The lot of simple people has not discernibly improved either. Output is 30% below the communist-era peak. Unemployment is high by European standards (between 16 and 18%). The average monthly income in southern Bulgaria (an agricultural and textile area that borders Greece) is still $50 or less, one of the lowest in any economy in transition. Wages are one fourth the EU's. Cheap labour has its advantages, though. It attracts "foreign direct" investment (shoes and textile sweat shops) and generates foreign exchange (seasonal workers).
The pace of structural reform has slowed to a halt in the latter part of 2000. The presentment of important bills (such as the Energy Law) has been postponed. Lucrative but growth retarding monopolies (from tobacco to telecom) have been left untouched, despite a revamped Privatization Law. Should this continue, Bulgaria may find it harder to attract the FDI that, last year, covered its gaping current account deficit (equal to 6% of GDP).
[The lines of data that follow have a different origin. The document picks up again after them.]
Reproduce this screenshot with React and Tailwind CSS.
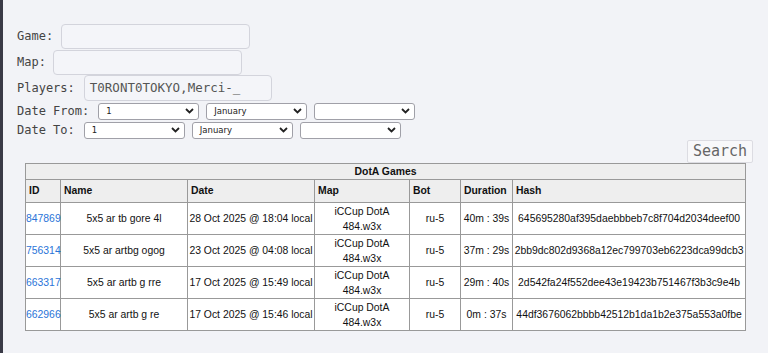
import React from "react";

const Chevron = () => (
  <svg className="pointer-events-none absolute right-[4px] top-1/2 -translate-y-1/2" width="9" height="6" viewBox="0 0 9 6">
    <path d="M1 1 L4.5 4.5 L8 1" fill="none" stroke="#222" strokeWidth="1.8" />
  </svg>
);

const Sel = ({ w, value }) => (
  <div className={`relative h-[17px] ${w} rounded-[3px] border border-[#a0a0a8] bg-white`}>
    <span className="absolute left-[7px] top-1/2 -translate-y-1/2 font-['DejaVu_Sans',sans-serif] text-[8.5px] text-[#222]">{value}</span>
    <Chevron />
  </div>
);

const rows = [
  ["847869", "5x5 ar tb gore 4l", "28 Oct 2025 @ 18:04 local", "ru-5", "40m : 39s", "645695280af395daebbbeb7c8f704d2034deef00"],
  ["756314", "5x5 ar artbg ogog", "23 Oct 2025 @ 04:08 local", "ru-5", "37m : 29s", "2bb9dc802d9368a12ec799703eb6223dca99dcb3"],
  ["663317", "5x5 ar artb g rre", "17 Oct 2025 @ 15:49 local", "ru-5", "29m : 40s", "2d542fa24f552dee43e19423b751467f3b3c9e4b"],
  ["662966", "5x5 ar artb g re", "17 Oct 2025 @ 15:46 local", "ru-5", "0m : 37s", "44df3676062bbbb42512b1da1b2e375a553a0fbe"],
];

export default function App() {
  const label = "text-[12px] text-[#444] whitespace-pre";
  const td = "border border-[#999] px-[1px] py-0 text-center leading-[15px] h-[32px]";
  const th = "border border-[#999] px-[3px] text-left font-bold h-[23px]";
  return (
    <div className="min-h-[353px] bg-[#f2f3f7] border-l-[3px] border-[#3a3a46] font-['DejaVu_Sans_Mono',monospace]">
      <div className="pl-[14px] pr-[15px] pt-[23px]">
        <div className="flex h-[26px] items-center gap-[8px]">
          <span className={label}>Game:</span>
          <div className="h-[25px] w-[189px] rounded-[4px] border border-[#d3d4dc] bg-[#f4f5f9]" />
        </div>
        <div className="flex h-[26px] items-center gap-[7px]">
          <span className={label}>Map:</span>
          <div className="h-[25px] w-[189px] rounded-[4px] border border-[#d3d4dc] bg-[#f4f5f9]" />
        </div>
        <div className="flex h-[26px] items-center gap-[9px]">
          <span className={label}>Players:</span>
          <div className="flex h-[26px] w-[188px] items-center rounded-[4px] border border-[#d3d4dc] bg-[#f4f5f9] pl-[5px] text-[12.5px] text-[#555]">
            T0RONT0TOKYO,Merci-_
          </div>
        </div>
        <div className="mt-[1px] flex h-[18px] items-center">
          <span className={label}>Date From:</span>
          <div className="ml-[9px] flex gap-[7px]">
            <Sel w="w-[101px]" value="1" />
            <Sel w="w-[101px]" value="January" />
            <Sel w="w-[101px]" value="" />
          </div>
        </div>
        <div className="mt-[1px] flex h-[18px] items-center">
          <span className={label}>Date To:</span>
          <div className="ml-[9px] flex gap-[7px]">
            <Sel w="w-[101px]" value="1" />
            <Sel w="w-[101px]" value="January" />
            <Sel w="w-[101px]" value="" />
          </div>
        </div>
        <div className="mt-[1px] flex justify-end">
          <div className="flex h-[23px] w-[66px] items-center justify-center rounded-[2px] border border-[#dcdce2] bg-[#f8f8fa] text-[15px] text-[#666]">
            Search
          </div>
        </div>
        <table className="ml-[8px] w-[720px] table-fixed border-collapse border border-[#888] bg-white font-['Liberation_Sans',Arial,sans-serif] text-[10.4px] text-[#111]">
          <colgroup>
            <col className="w-[35px]" />
            <col className="w-[127px]" />
            <col className="w-[127px]" />
            <col className="w-[95px]" />
            <col className="w-[51px]" />
            <col className="w-[52px]" />
            <col className="w-[233px]" />
          </colgroup>
          <thead>
            <tr className="bg-[#eeeeee]">
              <th colSpan={7} className="h-[16px] border border-[#999] text-center font-bold leading-[14px]">DotA Games</th>
            </tr>
            <tr className="bg-[#eeeeee]">
              <th className={th}>ID</th>
              <th className={th}>Name</th>
              <th className={th}>Date</th>
              <th className={th}>Map</th>
              <th className={th}>Bot</th>
              <th className={th}>Duration</th>
              <th className={th}>Hash</th>
            </tr>
          </thead>
          <tbody>
            {rows.map((r) => (
              <tr key={r[0]}>
                <td className={`${td} !text-left !px-0`}>
                  <span className="text-[#2a74d8]">{r[0]}</span>
                </td>
                <td className={td}>{r[1]}</td>
                <td className={`${td} whitespace-nowrap`}>{r[2]}</td>
                <td className={td}>
                  iCCup DotA
                  <br />
                  484.w3x
                </td>
                <td className={td}>{r[3]}</td>
                <td className={`${td} whitespace-nowrap`}>{r[4]}</td>
                <td className={`${td} whitespace-nowrap`}>{r[5]}</td>
              </tr>
            ))}
          </tbody>
        </table>
      </div>
    </div>
  );
}
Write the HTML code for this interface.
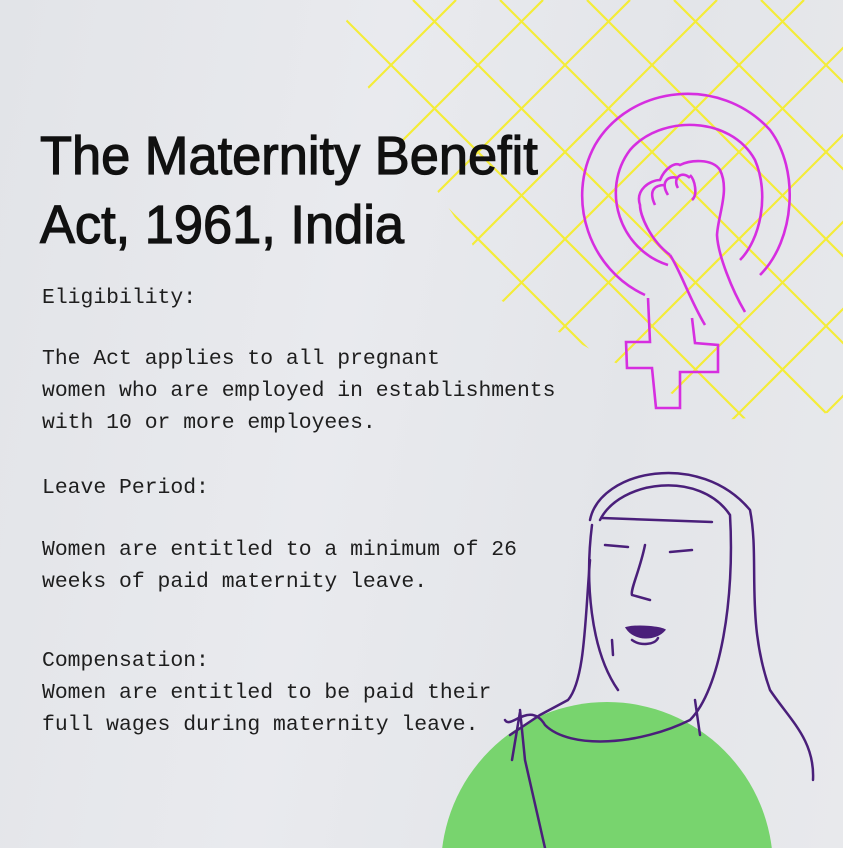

Foreign exchange reserves (at $3.6 billion, or almost 6 months of imports) are sufficient to offset a run on the lev - but rising inflation does take its toll on the competitiveness of Bulgarian products. In real terms, the lev has appreciated by 20% since the end of 1996 (1 lev equals 1 DM).
Bulgaria is still too dependent on handouts or multilateral "investments" from the likes of the IMF, the World Bank, and the Stability Pact. It claims to have lost over $6 billion in export proceeds during the Danube-blocking 1999 Kosovo crisis and its aftermath. The war affected rail transport and tourism as well. Bulgaria may be adversely affected by fighting in its tiny neighbour, Macedonia, and in Bosnia. The meltdown of Turkey's economy - one of Bulgaria's important trading partners - and a looming recession in the USA and Japan - may also have an impact. Should inflation or the current account deficit worsen, the government will have to tighten its fiscal stance and, thus, induce a recession. Elections in June may make it difficult to maintain fiscal discipline, though.
Can Bulgaria continue to grow by 5% a year? Not if its investment rate doesn't. It needs to increase by 20%. Human capital needs to be better exploited (unemployment needs to drop). The IMF reckons that "total factor productivity (TFP) growth rates of around 2% p.a. will be required" (IMF Country Report 01/54, p. 6). This cannot be achieved without non-comprmising and socially dislocating structural reform. Bulgaria faces now the tough choices that post-communist countries such Hungary, Poland and Estonia faced years ago.